At the Design Jam, we participated in several group exercises and helped produce mock-ups of new designs to meet privacy challenges. Faced with questions such as how to make data requests more transparent, we joined multidisciplinary teams to come up with design prototypes that would help customers understand how their data is used and the choices they have. Amidst the mix of perspectives, one thing became clear. Companies in all sectors face the same challenges: we all want to know how to help our customers understand the rights, choices and controls they have when it comes to privacy. And we all need better design in order to do it.

Rome was not built in a day, and meeting the challenge of privacy in a digital age will be no different. The solutions that were workshopped that day were by no means entirely perfect, and nor were they intended to be one-size-fits-all models of best practice. But for a subject as complex and evolving as privacy, this sort of creative experimentation is key to coming up with innovative solutions that work for people.

By bringing people from different industries together to work openly and collaboratively, the Design Jams help us see privacy challenges in a new light.

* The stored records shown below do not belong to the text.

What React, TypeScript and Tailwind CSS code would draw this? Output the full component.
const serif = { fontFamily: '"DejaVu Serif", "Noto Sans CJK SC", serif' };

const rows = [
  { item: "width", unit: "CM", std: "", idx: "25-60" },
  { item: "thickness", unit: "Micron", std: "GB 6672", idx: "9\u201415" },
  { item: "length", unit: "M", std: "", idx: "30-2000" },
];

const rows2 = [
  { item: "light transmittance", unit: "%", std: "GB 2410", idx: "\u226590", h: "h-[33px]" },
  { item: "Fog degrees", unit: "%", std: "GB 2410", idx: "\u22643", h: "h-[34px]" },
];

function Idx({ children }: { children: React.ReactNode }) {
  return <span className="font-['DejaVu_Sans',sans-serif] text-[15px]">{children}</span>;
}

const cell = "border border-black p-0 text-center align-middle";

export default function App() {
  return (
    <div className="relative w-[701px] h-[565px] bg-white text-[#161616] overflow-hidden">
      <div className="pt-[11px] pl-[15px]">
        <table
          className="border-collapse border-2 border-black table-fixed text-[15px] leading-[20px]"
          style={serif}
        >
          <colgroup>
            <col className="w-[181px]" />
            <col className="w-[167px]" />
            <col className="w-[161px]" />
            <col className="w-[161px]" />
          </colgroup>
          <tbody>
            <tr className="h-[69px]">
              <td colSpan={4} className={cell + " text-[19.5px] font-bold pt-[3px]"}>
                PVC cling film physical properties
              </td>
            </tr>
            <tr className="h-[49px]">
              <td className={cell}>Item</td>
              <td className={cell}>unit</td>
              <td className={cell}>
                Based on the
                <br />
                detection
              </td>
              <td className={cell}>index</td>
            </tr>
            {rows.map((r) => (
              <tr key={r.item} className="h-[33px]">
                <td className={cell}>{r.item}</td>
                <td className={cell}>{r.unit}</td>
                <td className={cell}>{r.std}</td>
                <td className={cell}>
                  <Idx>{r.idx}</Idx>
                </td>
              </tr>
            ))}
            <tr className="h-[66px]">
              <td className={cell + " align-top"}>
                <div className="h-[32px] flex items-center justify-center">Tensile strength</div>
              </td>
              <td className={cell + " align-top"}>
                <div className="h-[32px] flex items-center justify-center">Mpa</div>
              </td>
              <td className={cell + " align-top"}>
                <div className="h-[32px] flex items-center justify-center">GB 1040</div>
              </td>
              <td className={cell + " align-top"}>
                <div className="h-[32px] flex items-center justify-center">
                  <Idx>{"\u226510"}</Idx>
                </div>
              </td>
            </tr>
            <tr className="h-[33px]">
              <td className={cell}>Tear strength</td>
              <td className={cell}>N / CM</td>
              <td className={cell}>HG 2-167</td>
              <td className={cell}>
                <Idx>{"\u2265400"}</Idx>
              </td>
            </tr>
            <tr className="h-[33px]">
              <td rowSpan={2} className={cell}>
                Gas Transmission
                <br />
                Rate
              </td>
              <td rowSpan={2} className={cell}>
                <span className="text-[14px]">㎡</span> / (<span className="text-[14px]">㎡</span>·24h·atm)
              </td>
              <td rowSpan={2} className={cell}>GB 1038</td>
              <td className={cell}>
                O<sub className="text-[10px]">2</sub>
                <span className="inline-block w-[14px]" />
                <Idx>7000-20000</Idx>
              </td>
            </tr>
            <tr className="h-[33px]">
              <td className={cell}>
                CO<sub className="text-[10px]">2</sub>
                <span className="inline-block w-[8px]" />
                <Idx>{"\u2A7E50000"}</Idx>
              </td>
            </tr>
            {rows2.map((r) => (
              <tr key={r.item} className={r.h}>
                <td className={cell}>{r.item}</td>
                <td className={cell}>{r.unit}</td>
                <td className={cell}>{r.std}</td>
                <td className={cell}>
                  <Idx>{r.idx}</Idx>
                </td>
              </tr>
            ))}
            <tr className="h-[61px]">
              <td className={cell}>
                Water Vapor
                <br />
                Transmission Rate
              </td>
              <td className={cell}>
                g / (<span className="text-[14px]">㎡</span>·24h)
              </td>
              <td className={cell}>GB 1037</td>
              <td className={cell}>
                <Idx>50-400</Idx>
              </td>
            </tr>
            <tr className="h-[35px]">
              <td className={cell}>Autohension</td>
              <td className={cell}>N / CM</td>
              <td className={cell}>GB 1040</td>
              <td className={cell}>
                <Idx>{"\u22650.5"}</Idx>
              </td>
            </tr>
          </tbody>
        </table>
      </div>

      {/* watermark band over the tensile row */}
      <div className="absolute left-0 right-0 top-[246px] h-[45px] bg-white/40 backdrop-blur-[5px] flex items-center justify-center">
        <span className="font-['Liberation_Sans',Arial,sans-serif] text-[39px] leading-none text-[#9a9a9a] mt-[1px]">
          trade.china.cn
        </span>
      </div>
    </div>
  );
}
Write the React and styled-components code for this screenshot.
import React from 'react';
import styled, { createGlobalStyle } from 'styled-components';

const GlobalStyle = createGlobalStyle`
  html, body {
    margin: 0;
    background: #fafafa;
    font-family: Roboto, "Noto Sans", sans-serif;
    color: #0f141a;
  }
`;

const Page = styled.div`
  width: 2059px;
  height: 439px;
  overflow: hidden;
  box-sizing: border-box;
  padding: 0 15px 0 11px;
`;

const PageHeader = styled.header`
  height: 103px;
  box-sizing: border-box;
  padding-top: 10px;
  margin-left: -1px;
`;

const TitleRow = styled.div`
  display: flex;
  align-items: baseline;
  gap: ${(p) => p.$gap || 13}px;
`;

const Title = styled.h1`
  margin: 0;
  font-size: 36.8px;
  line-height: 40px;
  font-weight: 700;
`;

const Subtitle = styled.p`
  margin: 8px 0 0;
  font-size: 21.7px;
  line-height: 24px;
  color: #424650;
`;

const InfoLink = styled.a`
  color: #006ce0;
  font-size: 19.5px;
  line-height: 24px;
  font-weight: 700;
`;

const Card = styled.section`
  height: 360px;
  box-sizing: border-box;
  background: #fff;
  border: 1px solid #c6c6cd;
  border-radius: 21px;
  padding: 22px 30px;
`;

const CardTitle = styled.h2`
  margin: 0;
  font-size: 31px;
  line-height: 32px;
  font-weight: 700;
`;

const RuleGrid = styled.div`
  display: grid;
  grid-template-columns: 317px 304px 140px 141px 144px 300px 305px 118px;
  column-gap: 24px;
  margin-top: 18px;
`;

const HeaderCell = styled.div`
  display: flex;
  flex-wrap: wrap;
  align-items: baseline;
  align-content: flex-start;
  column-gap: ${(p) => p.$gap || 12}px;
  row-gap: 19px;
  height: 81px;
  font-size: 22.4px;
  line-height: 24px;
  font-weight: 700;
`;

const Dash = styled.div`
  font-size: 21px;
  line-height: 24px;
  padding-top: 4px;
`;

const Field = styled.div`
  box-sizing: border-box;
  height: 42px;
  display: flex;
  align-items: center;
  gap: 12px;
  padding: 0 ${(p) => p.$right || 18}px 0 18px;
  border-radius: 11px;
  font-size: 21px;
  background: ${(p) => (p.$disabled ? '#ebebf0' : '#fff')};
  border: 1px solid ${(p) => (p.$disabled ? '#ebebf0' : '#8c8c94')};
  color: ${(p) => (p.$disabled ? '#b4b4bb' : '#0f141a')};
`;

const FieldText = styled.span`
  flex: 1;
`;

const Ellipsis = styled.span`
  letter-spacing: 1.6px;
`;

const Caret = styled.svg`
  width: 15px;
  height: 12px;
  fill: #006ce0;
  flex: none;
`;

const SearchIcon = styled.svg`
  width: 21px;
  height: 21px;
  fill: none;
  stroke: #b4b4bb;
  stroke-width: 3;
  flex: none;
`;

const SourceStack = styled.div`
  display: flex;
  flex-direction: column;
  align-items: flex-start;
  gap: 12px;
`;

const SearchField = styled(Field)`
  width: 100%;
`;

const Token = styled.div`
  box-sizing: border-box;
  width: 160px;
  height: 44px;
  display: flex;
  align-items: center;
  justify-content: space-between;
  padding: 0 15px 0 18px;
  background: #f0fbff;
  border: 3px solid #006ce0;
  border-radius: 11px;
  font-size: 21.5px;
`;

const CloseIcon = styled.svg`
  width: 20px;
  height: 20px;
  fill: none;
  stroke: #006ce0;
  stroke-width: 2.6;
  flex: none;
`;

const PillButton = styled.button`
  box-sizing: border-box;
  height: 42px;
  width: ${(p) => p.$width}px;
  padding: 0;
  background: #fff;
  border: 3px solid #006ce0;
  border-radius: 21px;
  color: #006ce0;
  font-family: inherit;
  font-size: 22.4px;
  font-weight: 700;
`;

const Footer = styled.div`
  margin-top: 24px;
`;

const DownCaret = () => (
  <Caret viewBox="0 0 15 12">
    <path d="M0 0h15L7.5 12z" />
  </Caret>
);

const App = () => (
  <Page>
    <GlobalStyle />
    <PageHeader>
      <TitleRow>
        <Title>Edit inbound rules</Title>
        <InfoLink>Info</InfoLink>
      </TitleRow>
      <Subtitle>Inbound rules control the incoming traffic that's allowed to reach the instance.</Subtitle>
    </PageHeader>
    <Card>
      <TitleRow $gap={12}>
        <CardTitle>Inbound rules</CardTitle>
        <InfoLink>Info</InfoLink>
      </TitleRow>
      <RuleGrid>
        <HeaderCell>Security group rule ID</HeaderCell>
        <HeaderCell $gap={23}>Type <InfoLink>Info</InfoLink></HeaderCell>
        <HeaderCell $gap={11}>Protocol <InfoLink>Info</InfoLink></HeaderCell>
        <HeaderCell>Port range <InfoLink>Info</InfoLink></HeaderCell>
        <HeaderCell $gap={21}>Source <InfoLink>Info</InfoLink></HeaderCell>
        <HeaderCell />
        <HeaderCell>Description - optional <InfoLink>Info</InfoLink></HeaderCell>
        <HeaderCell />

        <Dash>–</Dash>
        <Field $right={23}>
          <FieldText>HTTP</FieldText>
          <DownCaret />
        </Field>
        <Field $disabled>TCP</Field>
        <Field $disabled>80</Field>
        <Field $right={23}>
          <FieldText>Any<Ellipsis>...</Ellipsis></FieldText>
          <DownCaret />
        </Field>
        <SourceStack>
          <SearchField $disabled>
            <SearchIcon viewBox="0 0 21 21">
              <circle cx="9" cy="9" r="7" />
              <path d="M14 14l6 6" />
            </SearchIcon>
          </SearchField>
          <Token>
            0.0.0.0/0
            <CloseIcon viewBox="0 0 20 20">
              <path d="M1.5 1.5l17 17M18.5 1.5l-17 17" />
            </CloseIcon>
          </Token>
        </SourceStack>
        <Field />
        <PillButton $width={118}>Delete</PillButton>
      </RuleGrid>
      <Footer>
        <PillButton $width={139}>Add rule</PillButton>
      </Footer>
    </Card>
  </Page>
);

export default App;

It is this creative way of seeing and thinking that will help us all approach privacy in a more sensitive and holistic way.

As we continue to work with the TTC Labs, we hope to help increase trust in the interactions between businesses and people around data. We believe this is possible through experimentation and innovation that will bring about unexpected solutions. Developing a culture of trust, transparency and control should be collaborative, fun, and full of new ideas: while we’ve always thought hard about privacy, now we need to think in new ways.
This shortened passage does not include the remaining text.